═══ RECORDS TO USE
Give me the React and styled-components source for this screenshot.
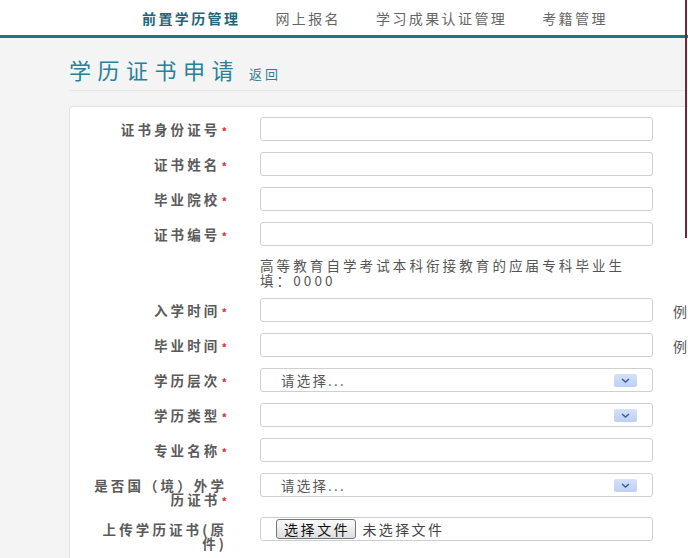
import React from 'react'
import styled, { createGlobalStyle } from 'styled-components'

const GlobalStyle = createGlobalStyle`
    html, body {
        margin: 0;
        padding: 0;
        background: #f4f4f4;
        overflow: hidden;
    }
    body {
        font-family: "Noto Sans CJK SC", "Liberation Sans", sans-serif;
        color: #555;
    }
`

const Page = styled.div`
    position: relative;
    width: 688px;
    height: 558px;
    overflow: hidden;
`

const Header = styled.div`
    height: 35px;
    background: #fff;
    border-bottom: 3px solid #1d7688;
    display: flex;
    align-items: center;
    padding-left: 142px;
`

const Nav = styled.div`
    display: flex;
    gap: 35px;
`

const NavItem = styled.div`
    font-size: 14px;
    letter-spacing: 2.4px;
    line-height: 16px;
    color: ${(props) => (props.active ? '#1f6677' : '#666')};
    font-weight: ${(props) => (props.active ? 700 : 400)};
`

const Content = styled.div`
    padding-left: 69px;
    width: 760px;
`

const TitleBar = styled.div`
    display: flex;
    align-items: baseline;
    gap: 9px;
    height: 53px;
    padding-top: 18px;
    box-sizing: border-box;
    border-bottom: 1px solid #e6e6e6;
`

const Title = styled.h1`
    margin: 0;
    font-size: 22px;
    line-height: 26px;
    font-weight: 400;
    letter-spacing: 6.5px;
    color: #23839a;
`

const Back = styled.a`
    font-size: 13px;
    letter-spacing: 3px;
    color: #2c7f93;
    cursor: pointer;
`

const Card = styled.div`
    margin-top: 15px;
    background: #fff;
    border: 1px solid #e2e2e2;
    border-radius: 4px;
    padding: 10px 0 20px;
    display: flex;
    flex-direction: column;
    gap: 11px;
`

const Row = styled.div`
    display: grid;
    grid-template-columns: 157px 393px auto;
    column-gap: 33px;
    align-items: start;
`

const Label = styled.div`
    padding: 5px 0 0 14px;
    text-align: right;
    font-size: 13.5px;
    line-height: 14px;
    letter-spacing: 3.1px;
    font-weight: 700;
    color: #5a5a5a;
`

const Star = styled.span`
    display: inline-block;
    vertical-align: top;
    margin: 4px 0 0 1px;
    height: 10px;
    color: #e02a2a;
    font-size: 11px;
    line-height: 10px;
    letter-spacing: 0;
`

const Input = styled.input`
    box-sizing: border-box;
    width: 393px;
    height: 24px;
    border: 1px solid #cfcfcf;
    border-radius: 3px;
    background: #fff;
    margin: 0;
    padding: 0 8px;
    outline: none;
`

const Select = styled.div`
    box-sizing: border-box;
    width: 393px;
    height: 24px;
    border: 1px solid #cfcfcf;
    border-radius: 3px;
    display: flex;
    align-items: center;
    justify-content: space-between;
    padding: 0 15px 0 20px;
`

const SelectText = styled.span`
    font-size: 13.5px;
    letter-spacing: 2.2px;
    color: #555;
`

const Arrow = styled.span`
    width: 23px;
    height: 13px;
    border-radius: 2px;
    background: linear-gradient(#d4e2fa, #bcd0f4);
    display: flex;
    align-items: center;
    justify-content: center;
`

const FileBox = styled.div`
    box-sizing: border-box;
    width: 393px;
    height: 24px;
    border: 1px solid #cfcfcf;
    border-radius: 3px;
    display: flex;
    align-items: center;
    gap: 6px;
    padding-left: 15px;
`

const FileButton = styled.button`
    height: 20px;
    padding: 0 5px 0 7px;
    border: 1px solid #707a86;
    border-radius: 3px;
    background: linear-gradient(#fafafa, #dedede);
    font-family: inherit;
    font-size: 14px;
    letter-spacing: 2.6px;
    color: #111;
    line-height: 18px;
`

const FileText = styled.span`
    font-size: 14px;
    letter-spacing: 2.4px;
    color: #444;
`

const Hint = styled.div`
    width: 380px;
    padding-top: 1px;
    font-size: 13.5px;
    line-height: 14.5px;
    letter-spacing: 3.1px;
    color: #555;
`

const Example = styled.div`
    padding-top: 3px;
    margin-left: -13px;
    font-size: 14px;
    color: #555;
`

const EdgeLine = styled.div`
    position: absolute;
    top: 0;
    right: 1px;
    width: 2px;
    height: 238px;
    background: #6a2a3c;
`

const Chevron = () => (
    <svg width="9" height="5" viewBox="0 0 9 5">
        <path d="M1 1 L4.5 4 L8 1" fill="none" stroke="#3d5d92" strokeWidth="1.5" />
    </svg>
)

const Field = ({ label, required = true, children, extra }) => (
    <Row>
        <Label>
            {label}
            {required && <Star>*</Star>}
        </Label>
        {children}
        {extra ? <Example>{extra}</Example> : <span />}
    </Row>
)

const App = () => {
    return (
        <Page>
            <GlobalStyle />
            <Header>
                <Nav>
                    <NavItem active>前置学历管理</NavItem>
                    <NavItem>网上报名</NavItem>
                    <NavItem>学习成果认证管理</NavItem>
                    <NavItem>考籍管理</NavItem>
                </Nav>
            </Header>
            <Content>
                <TitleBar>
                    <Title>学历证书申请</Title>
                    <Back>返回</Back>
                </TitleBar>
                <Card>
                    <Field label="证书身份证号"><Input type="text" /></Field>
                    <Field label="证书姓名"><Input type="text" /></Field>
                    <Field label="毕业院校"><Input type="text" /></Field>
                    <Field label="证书编号"><Input type="text" /></Field>
                    <Row>
                        <span />
                        <Hint>高等教育自学考试本科衔接教育的应届专科毕业生填：0000</Hint>
                        <span />
                    </Row>
                    <Field label="入学时间" extra="例"><Input type="text" /></Field>
                    <Field label="毕业时间" extra="例"><Input type="text" /></Field>
                    <Field label="学历层次">
                        <Select>
                            <SelectText>请选择...</SelectText>
                            <Arrow><Chevron /></Arrow>
                        </Select>
                    </Field>
                    <Field label="学历类型">
                        <Select>
                            <SelectText></SelectText>
                            <Arrow><Chevron /></Arrow>
                        </Select>
                    </Field>
                    <Field label="专业名称"><Input type="text" /></Field>
                    <Field label="是否国（境）外学历证书">
                        <Select>
                            <SelectText>请选择...</SelectText>
                            <Arrow><Chevron /></Arrow>
                        </Select>
                    </Field>
                    <Field label="上传学历证书(原件)" required={false}>
                        <FileBox>
                            <FileButton>选择文件</FileButton>
                            <FileText>未选择文件</FileText>
                        </FileBox>
                    </Field>
                </Card>
            </Content>
            <EdgeLine />
        </Page>
    )
}

export default App
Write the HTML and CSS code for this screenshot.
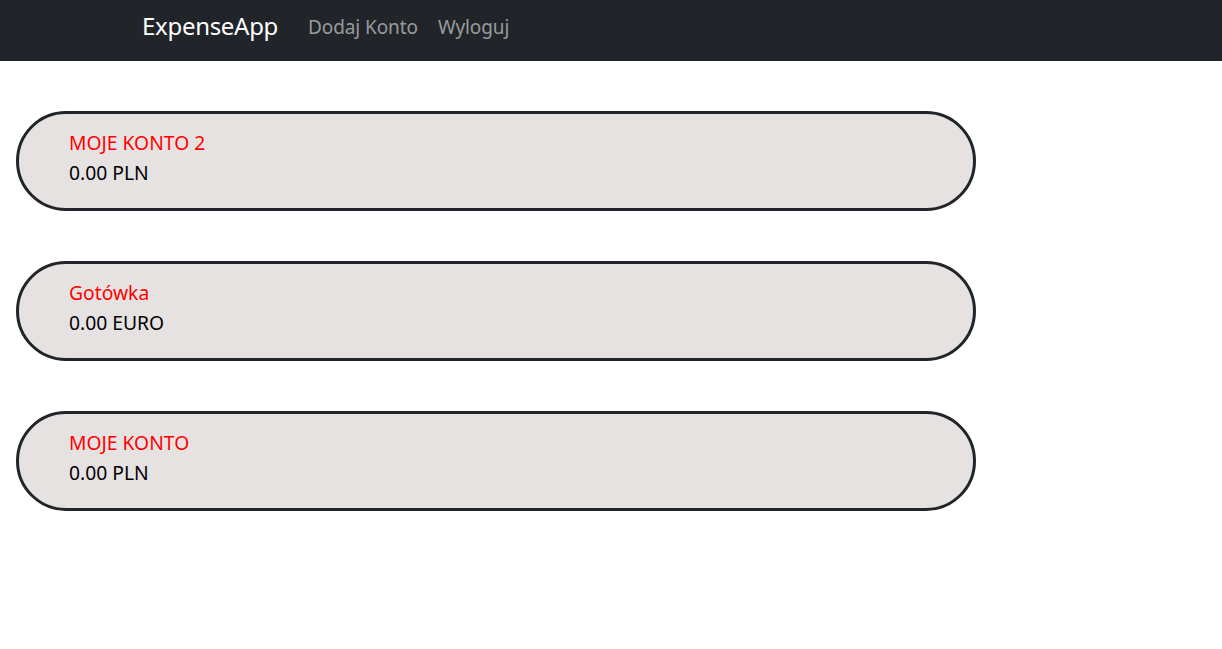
FILE: index.html
```html
<!DOCTYPE html>
<html lang="pl">
<head>
<meta charset="utf-8">
<title>ExpenseApp</title>
<link rel="stylesheet" href="styles.css">
</head>
<body>
<nav class="navbar">
  <a class="brand" href="#">ExpenseApp</a>
  <ul class="nav">
    <li><a class="nav-link" href="#">Dodaj Konto</a></li>
    <li><a class="nav-link" href="#">Wyloguj</a></li>
  </ul>
</nav>
<main class="accounts">
  <div class="account">
    <div class="account-name">MOJE KONTO 2</div>
    <div class="account-balance">0.00 PLN</div>
  </div>
  <div class="account">
    <div class="account-name">Gotówka</div>
    <div class="account-balance">0.00 EURO</div>
  </div>
  <div class="account">
    <div class="account-name">MOJE KONTO</div>
    <div class="account-balance">0.00 PLN</div>
  </div>
</main>
</body>
</html>
```
FILE: styles.css
```css
* { box-sizing: border-box; }
html, body {
  margin: 0;
  padding: 0;
  background: #fff;
  font-family: "Noto Sans", "Open Sans", sans-serif;
  font-size: 20px;
  line-height: 1.5;
  color: #212529;
}
.navbar {
  height: 61px;
  background: #212529;
  display: flex;
  align-items: center;
  padding-left: 142px;
  padding-bottom: 6px;
}
.brand {
  color: #fff;
  text-decoration: none;
  font-size: 24px;
  margin-right: 20px;
  letter-spacing: -0.3px;
  padding-bottom: 4px;
}
.nav {
  list-style: none;
  margin: 0;
  padding: 0;
  display: flex;
}
.nav-link {
  display: block;
  padding: 0 10px;
  color: rgba(255, 255, 255, 0.55);
  text-decoration: none;
  font-size: 19px;
  letter-spacing: -0.1px;
}
.accounts {
  padding: 50px 0 0 16px;
  display: flex;
  flex-direction: column;
  gap: 50px;
}
.account {
  width: 960px;
  height: 100px;
  border: 3px solid #212529;
  border-radius: 50px;
  background: #e6e2e2;
  padding: 14px 50px 0;
  font-size: 19.3px;
  line-height: 30px;
}
.account-name {
  color: #ff0000;
}
.account-balance {
  color: #000;
}
```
══════
■ OBJECTIVE
From the data above, copy each line that has the string "screenshot".

■ RESULT BELOW
Give me the React and styled-components source for this screenshot.
Write the HTML and CSS code for this screenshot.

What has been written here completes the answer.